Start of DATA
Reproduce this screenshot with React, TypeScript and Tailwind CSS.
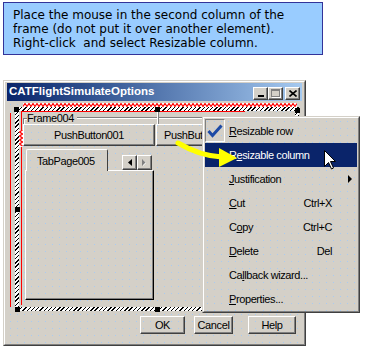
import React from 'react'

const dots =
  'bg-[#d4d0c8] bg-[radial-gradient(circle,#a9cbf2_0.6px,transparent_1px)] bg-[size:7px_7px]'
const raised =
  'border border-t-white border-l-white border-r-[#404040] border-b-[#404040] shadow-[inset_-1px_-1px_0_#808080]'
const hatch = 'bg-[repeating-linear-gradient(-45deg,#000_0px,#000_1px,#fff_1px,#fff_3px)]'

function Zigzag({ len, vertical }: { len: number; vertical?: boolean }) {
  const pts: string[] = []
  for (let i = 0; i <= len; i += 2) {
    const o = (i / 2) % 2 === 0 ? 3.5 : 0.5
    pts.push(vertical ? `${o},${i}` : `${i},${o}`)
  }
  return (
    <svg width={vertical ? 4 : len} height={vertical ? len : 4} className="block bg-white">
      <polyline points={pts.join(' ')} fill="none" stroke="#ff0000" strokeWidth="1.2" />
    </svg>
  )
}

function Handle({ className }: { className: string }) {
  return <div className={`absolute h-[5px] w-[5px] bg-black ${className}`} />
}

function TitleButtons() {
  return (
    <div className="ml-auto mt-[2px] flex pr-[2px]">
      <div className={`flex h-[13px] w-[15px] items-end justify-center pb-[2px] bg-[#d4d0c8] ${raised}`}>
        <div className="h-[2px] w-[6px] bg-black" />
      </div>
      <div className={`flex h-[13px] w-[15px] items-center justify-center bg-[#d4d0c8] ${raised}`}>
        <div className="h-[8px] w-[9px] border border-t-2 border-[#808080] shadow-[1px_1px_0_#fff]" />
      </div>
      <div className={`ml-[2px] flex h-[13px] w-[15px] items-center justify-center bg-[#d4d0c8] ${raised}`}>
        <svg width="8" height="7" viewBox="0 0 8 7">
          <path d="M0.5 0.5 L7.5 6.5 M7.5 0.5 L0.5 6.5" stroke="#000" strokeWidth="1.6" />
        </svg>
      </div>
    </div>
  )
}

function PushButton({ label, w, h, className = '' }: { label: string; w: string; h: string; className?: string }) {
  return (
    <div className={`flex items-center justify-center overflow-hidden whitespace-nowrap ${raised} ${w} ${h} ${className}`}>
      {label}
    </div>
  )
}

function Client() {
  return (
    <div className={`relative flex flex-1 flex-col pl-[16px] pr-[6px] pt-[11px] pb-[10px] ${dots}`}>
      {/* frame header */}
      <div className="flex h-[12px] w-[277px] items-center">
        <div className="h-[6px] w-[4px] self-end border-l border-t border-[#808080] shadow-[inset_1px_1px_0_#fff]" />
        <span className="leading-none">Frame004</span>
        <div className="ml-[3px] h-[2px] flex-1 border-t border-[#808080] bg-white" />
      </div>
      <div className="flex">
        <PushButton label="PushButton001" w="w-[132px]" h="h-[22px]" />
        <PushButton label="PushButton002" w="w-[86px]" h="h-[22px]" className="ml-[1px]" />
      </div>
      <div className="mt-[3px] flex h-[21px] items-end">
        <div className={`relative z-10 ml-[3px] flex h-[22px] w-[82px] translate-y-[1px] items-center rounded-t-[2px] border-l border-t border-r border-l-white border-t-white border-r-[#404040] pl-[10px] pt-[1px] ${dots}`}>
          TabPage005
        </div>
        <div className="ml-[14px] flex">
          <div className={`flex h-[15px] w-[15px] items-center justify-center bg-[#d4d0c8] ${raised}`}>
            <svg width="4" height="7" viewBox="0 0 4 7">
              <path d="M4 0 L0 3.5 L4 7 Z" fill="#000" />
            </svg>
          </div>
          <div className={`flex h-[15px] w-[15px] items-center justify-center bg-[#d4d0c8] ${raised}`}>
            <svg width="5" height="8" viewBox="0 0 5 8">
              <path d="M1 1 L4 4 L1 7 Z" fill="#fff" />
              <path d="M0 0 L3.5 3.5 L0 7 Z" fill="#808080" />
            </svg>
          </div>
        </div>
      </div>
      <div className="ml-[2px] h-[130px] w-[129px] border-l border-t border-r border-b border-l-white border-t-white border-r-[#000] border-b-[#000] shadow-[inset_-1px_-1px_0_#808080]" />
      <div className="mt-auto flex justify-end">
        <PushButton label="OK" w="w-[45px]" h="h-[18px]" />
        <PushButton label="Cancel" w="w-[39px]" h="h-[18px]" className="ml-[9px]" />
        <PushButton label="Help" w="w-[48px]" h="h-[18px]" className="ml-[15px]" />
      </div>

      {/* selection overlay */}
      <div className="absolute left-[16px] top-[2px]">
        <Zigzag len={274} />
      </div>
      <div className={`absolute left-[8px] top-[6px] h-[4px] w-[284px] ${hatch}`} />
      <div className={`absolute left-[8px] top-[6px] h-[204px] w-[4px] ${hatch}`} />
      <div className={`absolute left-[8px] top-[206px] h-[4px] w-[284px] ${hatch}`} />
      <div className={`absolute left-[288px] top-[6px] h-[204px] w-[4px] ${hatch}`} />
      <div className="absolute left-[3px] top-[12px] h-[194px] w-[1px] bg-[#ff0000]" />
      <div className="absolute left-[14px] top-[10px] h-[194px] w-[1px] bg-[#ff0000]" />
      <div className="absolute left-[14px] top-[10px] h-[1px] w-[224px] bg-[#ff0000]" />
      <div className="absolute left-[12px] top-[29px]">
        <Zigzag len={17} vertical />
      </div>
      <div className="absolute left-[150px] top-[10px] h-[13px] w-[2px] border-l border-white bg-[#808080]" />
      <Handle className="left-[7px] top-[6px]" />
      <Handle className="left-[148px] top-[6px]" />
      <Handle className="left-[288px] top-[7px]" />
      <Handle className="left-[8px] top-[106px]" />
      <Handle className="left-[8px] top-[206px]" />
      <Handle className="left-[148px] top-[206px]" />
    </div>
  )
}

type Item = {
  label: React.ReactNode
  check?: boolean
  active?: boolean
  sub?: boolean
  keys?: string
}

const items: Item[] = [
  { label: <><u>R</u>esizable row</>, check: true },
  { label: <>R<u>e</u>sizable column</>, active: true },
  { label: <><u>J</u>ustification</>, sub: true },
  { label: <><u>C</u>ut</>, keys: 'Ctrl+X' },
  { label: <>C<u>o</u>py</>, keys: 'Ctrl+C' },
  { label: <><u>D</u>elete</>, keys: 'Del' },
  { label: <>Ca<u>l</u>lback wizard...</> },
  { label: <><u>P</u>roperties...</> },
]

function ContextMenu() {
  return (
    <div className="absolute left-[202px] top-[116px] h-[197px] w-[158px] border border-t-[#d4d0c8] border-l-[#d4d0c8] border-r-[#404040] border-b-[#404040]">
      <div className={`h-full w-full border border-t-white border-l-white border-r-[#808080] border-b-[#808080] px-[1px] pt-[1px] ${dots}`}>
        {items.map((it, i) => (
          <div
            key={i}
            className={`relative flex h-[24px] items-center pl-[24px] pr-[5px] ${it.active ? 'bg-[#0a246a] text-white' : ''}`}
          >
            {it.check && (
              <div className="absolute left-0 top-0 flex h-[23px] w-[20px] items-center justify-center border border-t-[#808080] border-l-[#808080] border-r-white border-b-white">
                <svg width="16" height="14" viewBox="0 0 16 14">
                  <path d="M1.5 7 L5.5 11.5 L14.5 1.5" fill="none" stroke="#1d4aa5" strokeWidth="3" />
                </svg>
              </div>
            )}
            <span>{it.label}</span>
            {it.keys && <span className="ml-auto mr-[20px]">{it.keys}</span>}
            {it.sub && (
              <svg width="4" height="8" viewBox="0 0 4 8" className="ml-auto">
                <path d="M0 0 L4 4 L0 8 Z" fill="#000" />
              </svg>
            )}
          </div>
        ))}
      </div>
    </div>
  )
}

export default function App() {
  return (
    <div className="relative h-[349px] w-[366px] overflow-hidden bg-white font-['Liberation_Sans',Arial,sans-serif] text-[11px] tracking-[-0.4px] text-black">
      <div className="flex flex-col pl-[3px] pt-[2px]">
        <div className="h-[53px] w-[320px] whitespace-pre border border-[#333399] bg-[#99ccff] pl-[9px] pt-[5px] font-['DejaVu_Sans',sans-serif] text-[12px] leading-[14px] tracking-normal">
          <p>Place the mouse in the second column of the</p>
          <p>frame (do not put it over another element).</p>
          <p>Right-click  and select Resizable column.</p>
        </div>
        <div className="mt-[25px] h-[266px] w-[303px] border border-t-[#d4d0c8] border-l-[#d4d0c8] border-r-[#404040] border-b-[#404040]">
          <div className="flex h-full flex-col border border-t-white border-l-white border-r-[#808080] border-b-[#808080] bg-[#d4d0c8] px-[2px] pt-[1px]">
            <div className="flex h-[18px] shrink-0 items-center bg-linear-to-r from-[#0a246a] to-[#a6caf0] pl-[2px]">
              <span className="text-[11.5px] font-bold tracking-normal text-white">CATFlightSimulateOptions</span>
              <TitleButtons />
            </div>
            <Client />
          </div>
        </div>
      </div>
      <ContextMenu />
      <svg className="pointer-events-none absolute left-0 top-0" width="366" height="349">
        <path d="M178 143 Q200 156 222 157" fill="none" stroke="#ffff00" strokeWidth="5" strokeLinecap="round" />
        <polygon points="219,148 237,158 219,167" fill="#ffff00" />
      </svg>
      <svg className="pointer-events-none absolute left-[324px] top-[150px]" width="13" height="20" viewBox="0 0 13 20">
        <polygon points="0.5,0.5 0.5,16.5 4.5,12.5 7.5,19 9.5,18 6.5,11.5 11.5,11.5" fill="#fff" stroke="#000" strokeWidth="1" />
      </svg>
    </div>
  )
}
End of DATA
**WHAT THE TASK REQUIRES**
In the listing, find all lines with the string "React" and copy them.

**SOLUTION TO THE PROBLEM**
Reproduce this screenshot with React, TypeScript and Tailwind CSS.
import React from 'react'
  label: React.ReactNode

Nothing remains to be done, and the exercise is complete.